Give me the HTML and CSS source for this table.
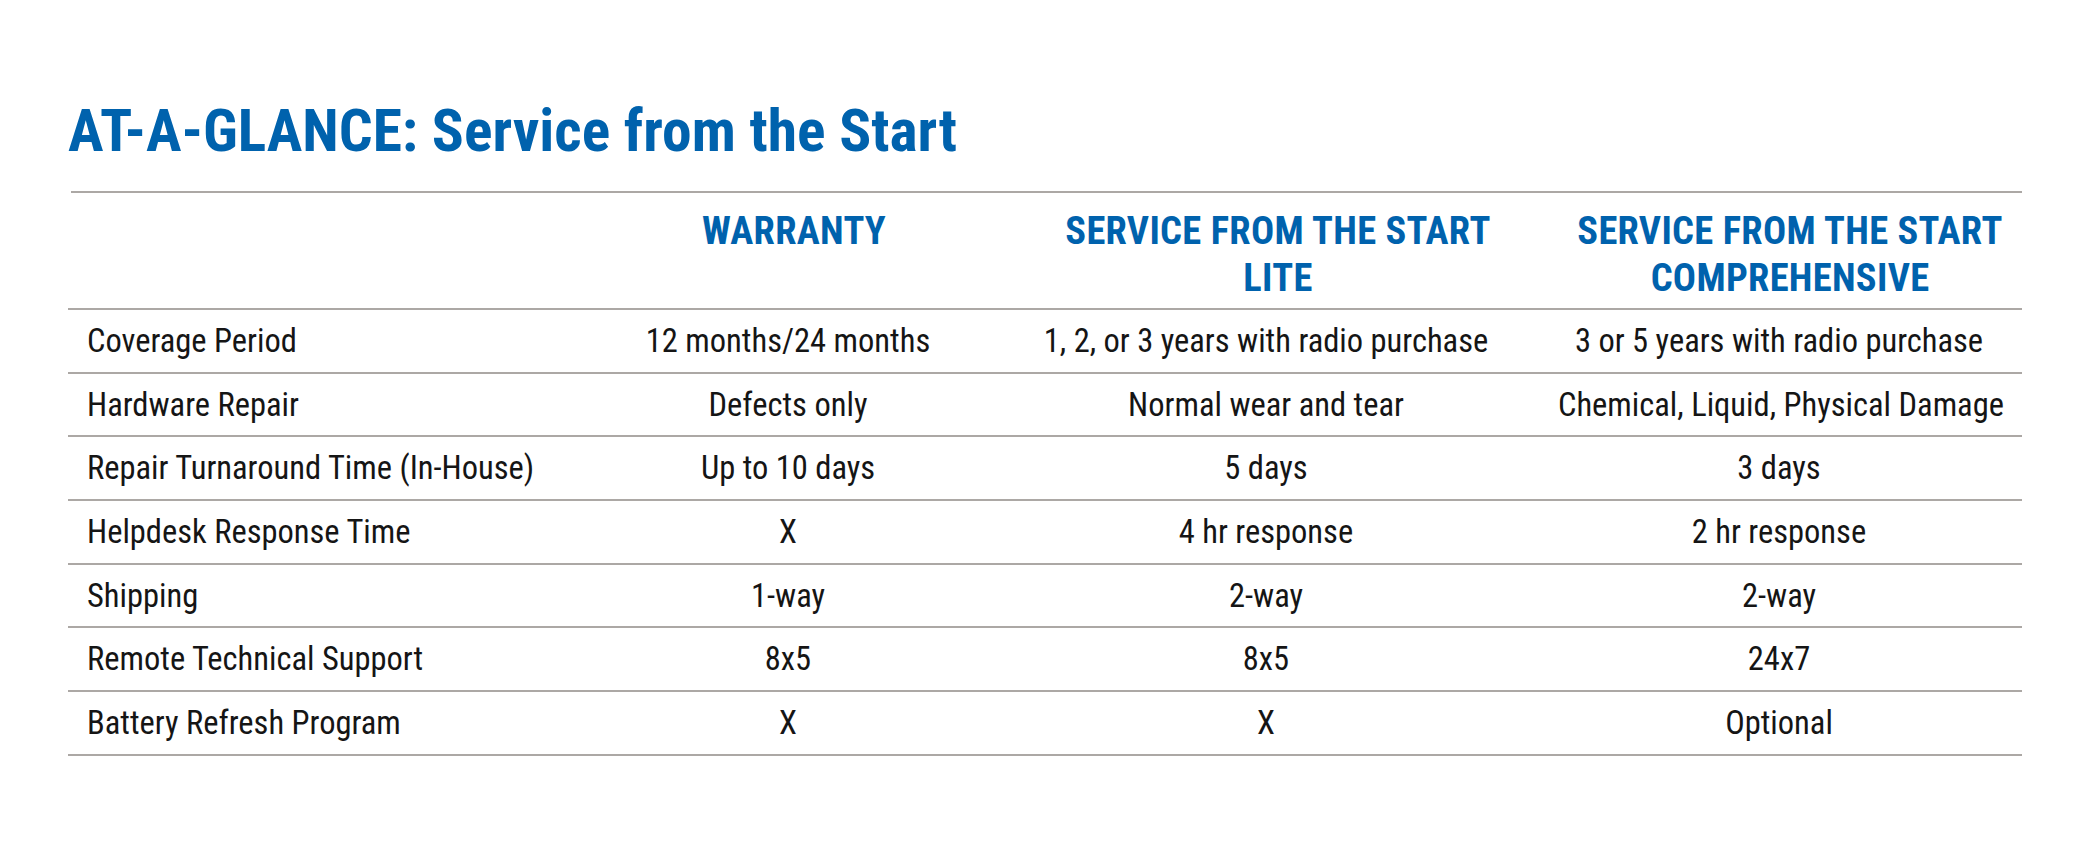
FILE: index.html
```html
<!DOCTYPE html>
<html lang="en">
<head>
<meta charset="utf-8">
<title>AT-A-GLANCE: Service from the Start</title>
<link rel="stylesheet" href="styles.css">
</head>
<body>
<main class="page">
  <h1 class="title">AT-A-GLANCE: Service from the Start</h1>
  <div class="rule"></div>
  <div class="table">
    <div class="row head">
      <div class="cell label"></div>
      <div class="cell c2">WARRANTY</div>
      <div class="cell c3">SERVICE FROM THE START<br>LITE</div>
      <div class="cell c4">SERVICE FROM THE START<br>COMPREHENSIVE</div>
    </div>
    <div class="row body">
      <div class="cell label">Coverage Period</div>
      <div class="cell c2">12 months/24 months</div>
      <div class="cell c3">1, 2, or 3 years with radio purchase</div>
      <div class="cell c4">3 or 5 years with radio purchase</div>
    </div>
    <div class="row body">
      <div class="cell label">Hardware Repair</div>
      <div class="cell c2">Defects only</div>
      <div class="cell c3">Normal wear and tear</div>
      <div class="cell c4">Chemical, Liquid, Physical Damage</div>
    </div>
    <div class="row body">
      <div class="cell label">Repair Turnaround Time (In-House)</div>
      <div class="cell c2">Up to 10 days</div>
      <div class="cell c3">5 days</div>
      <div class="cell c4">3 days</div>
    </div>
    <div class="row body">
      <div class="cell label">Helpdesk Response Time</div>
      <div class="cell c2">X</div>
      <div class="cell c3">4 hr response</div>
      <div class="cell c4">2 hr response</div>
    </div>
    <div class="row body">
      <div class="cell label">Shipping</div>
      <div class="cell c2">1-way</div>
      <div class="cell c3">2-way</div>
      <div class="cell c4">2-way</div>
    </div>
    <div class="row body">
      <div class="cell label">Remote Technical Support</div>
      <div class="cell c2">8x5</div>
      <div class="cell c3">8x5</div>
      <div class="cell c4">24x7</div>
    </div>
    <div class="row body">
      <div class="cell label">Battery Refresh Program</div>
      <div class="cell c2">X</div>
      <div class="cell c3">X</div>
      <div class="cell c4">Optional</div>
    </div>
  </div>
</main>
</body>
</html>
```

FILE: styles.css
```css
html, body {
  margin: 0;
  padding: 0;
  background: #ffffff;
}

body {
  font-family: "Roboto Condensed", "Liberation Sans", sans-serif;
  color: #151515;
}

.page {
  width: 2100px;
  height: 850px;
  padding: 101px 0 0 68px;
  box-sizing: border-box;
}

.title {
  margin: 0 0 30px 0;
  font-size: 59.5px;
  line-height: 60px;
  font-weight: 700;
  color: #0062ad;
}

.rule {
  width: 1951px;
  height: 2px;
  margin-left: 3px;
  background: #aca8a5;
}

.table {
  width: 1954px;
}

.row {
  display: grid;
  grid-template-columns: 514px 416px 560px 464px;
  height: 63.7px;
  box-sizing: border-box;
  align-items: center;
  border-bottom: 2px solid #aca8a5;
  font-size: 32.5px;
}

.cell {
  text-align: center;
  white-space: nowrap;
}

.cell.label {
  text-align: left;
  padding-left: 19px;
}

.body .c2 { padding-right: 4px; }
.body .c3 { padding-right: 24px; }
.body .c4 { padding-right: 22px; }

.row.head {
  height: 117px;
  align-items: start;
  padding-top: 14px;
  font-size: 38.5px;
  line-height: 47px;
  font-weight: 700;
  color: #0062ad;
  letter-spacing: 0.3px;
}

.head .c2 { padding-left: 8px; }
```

________________________

● **Exercise**:
Filter the listing above for the string "table" and copy every matching line.

● **Task result**:
Give me the HTML and CSS source for this table.
  <div class="table">
.table {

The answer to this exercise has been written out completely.